The career itself needs no rehearsing in full. He became the youngest heavyweight champion in boxing history at 20 years, 4 months and 22 days old when he stopped Trevor Berbick in two rounds in November 1986, a record that still stands.

He was the first heavyweight to simultaneously hold the WBA, WBC and IBF titles. He won his first 19 professional fights by knockout, 12 of them in the first round.

He knocked out Michael Spinks in 91 seconds. He was the most feared fighter on the planet for a stretch of years in the late 1980s that his opponents remember differently than everyone else does.

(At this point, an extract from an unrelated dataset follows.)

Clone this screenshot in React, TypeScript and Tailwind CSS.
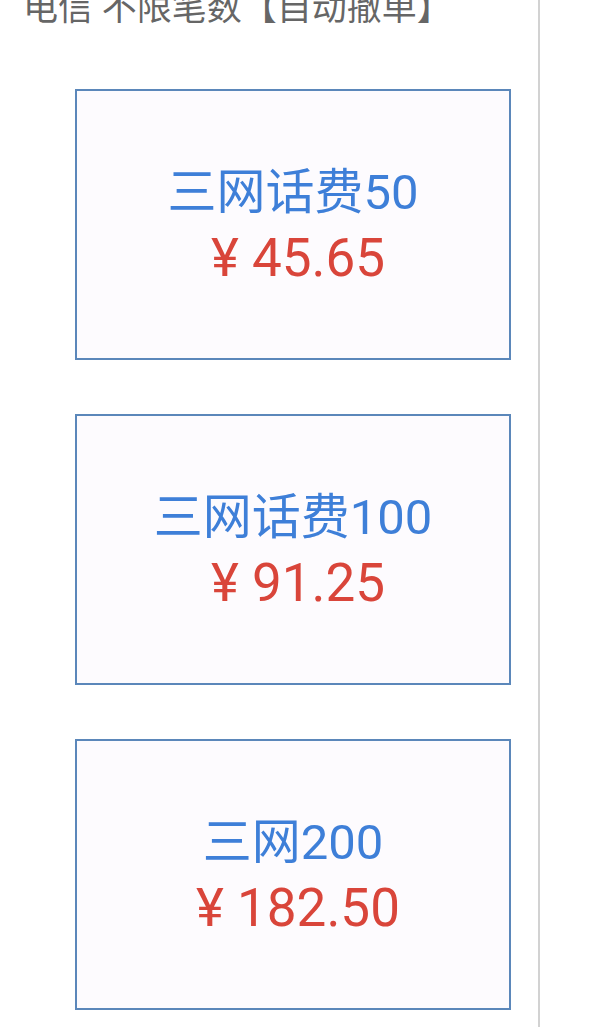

What came after, the conviction, the prison, the Evander Holyfield ear, the tattoo, the bankruptcy, the documentary, the one-man show, the Jake Paul exhibition fight at 58, the planned Floyd Mayweather exhibition that a broken hand delayed into fall 2026, the cannabis business, the unexpected third act as a somewhat beloved elder statesman of a sport that broke him and made him, is its own story.

A long one. Sixty years long, now. Happy birthday, Iron Mike.